There’s not much to the rest of the film. After initially refusing to take part in a publicity photo-op (masquerading as an investigation of soldiers still MIA) in Saigon, Braddock realizes this is his only opportunity to get anywhere close to Vietnam. If he can get close, he can get to Vietnam and rescue his brothers in arms. Real Philippines locations lend stark, sweaty verisimilitude to a fairly schlocky, simplistic plot. Braddock visits shady bars and sleazy brothels, trying to put together the arsenal he’ll need to bust in and take back his men by force. Aiding him in his quest are Tuck (M. Emmett Walsh), an ex-soldier well-connected in the underground, and Ann (Lenore Kasdorf), the sexy diplomat assigned by the embassy to babysit Braddock. Once they assemble the arsenal, Braddock and Tuck head across the pond to Vietnam. From there—well, let’s just say this film reminded me how viscerally and enthusiastically I respond to the sound of machine-gun fire. I spent far too much of my childhood watching movies like Missing in Action, so there’s an odd comfort in the wanton violence dominating the film’s second half. Your mileage may vary.

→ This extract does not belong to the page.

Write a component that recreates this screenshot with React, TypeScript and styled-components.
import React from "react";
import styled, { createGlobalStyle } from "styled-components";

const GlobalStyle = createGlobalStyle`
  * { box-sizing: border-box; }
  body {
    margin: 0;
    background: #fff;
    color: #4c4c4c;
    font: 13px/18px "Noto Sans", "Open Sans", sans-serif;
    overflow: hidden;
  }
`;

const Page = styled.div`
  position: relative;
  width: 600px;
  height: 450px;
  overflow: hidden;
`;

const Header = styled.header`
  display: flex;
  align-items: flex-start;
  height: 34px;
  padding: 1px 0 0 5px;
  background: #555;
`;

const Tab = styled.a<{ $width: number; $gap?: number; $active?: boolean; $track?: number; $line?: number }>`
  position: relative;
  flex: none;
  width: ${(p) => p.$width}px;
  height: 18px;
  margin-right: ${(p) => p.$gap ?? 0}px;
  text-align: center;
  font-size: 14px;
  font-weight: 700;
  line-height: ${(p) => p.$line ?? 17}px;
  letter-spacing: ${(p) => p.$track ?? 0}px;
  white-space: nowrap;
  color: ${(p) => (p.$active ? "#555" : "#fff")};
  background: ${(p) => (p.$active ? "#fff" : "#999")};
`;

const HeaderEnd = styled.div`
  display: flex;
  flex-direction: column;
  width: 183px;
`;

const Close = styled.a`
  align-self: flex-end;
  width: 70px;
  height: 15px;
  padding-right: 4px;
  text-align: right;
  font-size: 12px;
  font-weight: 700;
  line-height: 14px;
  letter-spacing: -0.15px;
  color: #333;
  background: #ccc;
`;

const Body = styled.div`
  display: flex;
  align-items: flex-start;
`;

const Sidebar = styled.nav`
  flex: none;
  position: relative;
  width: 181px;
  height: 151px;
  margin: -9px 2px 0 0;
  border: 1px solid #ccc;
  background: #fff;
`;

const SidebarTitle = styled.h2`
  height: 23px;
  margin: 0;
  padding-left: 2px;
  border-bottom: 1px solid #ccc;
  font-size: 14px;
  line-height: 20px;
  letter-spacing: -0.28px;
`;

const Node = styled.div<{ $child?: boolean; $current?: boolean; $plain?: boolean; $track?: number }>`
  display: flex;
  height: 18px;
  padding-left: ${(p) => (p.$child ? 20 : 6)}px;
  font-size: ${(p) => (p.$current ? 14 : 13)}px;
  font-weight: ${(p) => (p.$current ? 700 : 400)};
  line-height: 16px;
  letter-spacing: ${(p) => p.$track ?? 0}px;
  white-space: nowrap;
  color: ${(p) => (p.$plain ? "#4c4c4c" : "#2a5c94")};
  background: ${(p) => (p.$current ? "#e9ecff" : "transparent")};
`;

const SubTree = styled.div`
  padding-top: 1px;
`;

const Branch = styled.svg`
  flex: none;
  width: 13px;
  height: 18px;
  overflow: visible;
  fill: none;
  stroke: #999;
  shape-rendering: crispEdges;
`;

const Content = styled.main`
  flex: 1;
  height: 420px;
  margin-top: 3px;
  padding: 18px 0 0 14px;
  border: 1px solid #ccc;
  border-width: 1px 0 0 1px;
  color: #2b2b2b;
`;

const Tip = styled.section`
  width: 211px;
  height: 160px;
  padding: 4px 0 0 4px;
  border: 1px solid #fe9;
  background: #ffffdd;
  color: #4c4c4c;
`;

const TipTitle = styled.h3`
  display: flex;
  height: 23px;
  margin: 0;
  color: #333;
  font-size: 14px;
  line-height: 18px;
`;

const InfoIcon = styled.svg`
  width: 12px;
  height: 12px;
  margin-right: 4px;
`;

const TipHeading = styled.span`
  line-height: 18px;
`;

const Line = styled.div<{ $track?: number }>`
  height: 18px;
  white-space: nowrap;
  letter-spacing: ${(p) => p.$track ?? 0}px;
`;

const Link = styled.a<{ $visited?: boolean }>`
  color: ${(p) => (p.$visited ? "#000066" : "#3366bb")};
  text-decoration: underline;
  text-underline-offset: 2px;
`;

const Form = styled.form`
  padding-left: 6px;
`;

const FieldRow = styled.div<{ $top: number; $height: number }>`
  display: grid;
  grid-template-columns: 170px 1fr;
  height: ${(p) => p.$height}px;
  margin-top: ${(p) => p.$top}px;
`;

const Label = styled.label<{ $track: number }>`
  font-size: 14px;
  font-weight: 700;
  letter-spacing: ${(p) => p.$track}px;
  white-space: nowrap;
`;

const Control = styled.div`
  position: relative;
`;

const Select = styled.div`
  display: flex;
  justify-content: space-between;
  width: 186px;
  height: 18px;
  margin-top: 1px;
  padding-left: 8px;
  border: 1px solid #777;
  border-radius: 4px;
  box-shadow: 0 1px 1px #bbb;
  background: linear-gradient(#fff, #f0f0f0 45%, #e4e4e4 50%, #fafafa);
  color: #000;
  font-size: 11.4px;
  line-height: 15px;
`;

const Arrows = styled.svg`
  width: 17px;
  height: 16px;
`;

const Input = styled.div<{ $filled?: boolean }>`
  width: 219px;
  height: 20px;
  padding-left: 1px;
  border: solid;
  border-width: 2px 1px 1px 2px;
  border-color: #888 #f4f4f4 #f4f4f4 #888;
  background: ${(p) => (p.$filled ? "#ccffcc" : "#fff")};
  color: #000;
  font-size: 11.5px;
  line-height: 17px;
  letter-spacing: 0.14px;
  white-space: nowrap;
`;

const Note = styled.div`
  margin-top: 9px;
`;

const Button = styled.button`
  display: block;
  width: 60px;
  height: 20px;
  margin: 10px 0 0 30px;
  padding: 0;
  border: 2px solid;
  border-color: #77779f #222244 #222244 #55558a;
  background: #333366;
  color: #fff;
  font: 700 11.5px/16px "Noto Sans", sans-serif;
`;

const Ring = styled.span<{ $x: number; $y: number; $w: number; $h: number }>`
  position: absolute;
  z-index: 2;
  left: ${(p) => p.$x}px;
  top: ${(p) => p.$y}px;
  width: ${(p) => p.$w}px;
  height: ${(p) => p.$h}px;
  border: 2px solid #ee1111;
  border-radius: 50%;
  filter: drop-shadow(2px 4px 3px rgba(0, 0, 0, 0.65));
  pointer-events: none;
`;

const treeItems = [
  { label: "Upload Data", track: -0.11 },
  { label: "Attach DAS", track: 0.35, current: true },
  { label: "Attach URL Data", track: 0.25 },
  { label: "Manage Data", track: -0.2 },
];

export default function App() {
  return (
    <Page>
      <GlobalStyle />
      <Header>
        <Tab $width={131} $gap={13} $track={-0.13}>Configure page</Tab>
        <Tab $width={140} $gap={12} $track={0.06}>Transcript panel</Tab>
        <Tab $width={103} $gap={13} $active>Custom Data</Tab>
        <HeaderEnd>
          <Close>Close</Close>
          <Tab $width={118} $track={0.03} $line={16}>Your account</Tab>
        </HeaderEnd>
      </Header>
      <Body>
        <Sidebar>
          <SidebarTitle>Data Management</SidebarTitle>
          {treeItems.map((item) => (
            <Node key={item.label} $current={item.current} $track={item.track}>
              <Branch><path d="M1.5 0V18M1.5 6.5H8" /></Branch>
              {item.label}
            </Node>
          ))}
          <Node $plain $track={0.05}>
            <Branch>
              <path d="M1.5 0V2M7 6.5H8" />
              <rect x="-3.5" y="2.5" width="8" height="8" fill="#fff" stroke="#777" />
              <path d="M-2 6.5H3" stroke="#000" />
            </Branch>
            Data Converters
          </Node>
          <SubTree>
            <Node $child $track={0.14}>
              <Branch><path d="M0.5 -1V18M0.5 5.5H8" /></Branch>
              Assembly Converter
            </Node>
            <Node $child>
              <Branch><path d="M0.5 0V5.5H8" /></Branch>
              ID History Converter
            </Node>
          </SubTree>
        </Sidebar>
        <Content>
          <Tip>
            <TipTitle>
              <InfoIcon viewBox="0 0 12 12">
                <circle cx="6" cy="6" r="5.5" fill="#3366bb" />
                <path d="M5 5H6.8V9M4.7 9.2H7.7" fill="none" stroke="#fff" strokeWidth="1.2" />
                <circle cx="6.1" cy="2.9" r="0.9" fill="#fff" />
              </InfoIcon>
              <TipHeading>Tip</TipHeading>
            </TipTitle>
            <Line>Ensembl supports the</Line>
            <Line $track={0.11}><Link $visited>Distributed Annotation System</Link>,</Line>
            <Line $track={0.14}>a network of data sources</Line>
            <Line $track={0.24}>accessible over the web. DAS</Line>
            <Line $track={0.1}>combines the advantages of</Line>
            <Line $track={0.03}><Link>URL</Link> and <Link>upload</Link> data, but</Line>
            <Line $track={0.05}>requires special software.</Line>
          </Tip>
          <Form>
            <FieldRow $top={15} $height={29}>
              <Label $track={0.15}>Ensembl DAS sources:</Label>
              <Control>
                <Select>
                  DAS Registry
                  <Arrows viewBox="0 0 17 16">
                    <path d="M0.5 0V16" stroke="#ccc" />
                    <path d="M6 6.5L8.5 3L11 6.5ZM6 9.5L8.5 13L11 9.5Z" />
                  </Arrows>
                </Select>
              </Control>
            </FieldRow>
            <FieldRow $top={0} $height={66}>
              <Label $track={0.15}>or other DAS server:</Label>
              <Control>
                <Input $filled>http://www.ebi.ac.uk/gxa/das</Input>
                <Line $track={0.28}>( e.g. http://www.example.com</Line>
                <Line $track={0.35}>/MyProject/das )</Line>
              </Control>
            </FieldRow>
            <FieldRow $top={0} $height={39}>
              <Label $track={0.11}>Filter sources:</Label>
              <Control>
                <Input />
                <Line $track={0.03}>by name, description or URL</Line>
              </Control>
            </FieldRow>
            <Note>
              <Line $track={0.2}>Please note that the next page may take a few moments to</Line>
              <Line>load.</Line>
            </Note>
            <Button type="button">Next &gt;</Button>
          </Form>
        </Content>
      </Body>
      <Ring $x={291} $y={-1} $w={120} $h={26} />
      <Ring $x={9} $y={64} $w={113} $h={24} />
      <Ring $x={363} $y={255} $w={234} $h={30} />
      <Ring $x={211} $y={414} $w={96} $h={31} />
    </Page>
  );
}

Despite the film’s simplicity, I find myself on the cusp of recommending it. It lacks the campy appeal of more mindlessly entertaining Cannon fodder, though it contains the typical displays of raw, testosterone-fueled machismo often mischaracterized as homoeroticism (and with good reason—in particular, Braddock’s attempts to wrench a knife from the hands of a potential assassin could easily be mistaken for a completely different act that would have warranted an X rating). Really, it’s a sterling example of how much goodwill an effective opening can have on a film.

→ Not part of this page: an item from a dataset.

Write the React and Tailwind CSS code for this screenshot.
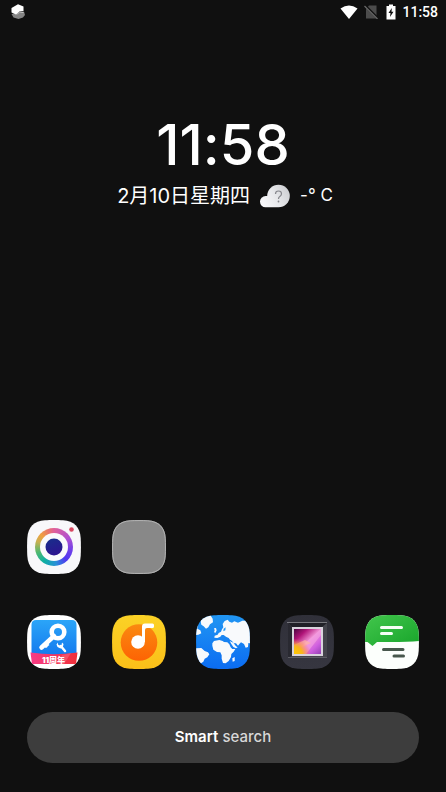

So many movies of this ilk open with a botched mission, forcing a redemptive arc for its central character. Missing in Action does, as well, but it takes the time after the explosions and the narrow escape to establish Braddock’s emotional tumult—his guilt over leaving men behind to save himself, the horror of the memories of his imprisonment, and the mind-numbing tedium of returning to a “normal” life. The film handles this very effectively, and as such generates more than enough goodwill to carry it through to the end of an otherwise mediocre action flick. If not for those scenes, my rating would drop by at least a star. Consider that fair warning: If the opening doesn’t resonate with you, chances are the rest of the film will serve as a frustratingly straightforward example of jingoistic action.

Editor’s Note: You might be wondering why the first film in a trilogy has a “Based on characters created by…” credit. Turns out, Missing in Action and its prequel Missing in Action II: The Beginning were shot back-to-back, with the intention that the “prequel” would be the first movie and Missing in Action its sequel. Golan and Globus determined Missing in Action was the better film of the two and released it first. Hence, the “first” film is based on characters created by the writers of the “prequel.”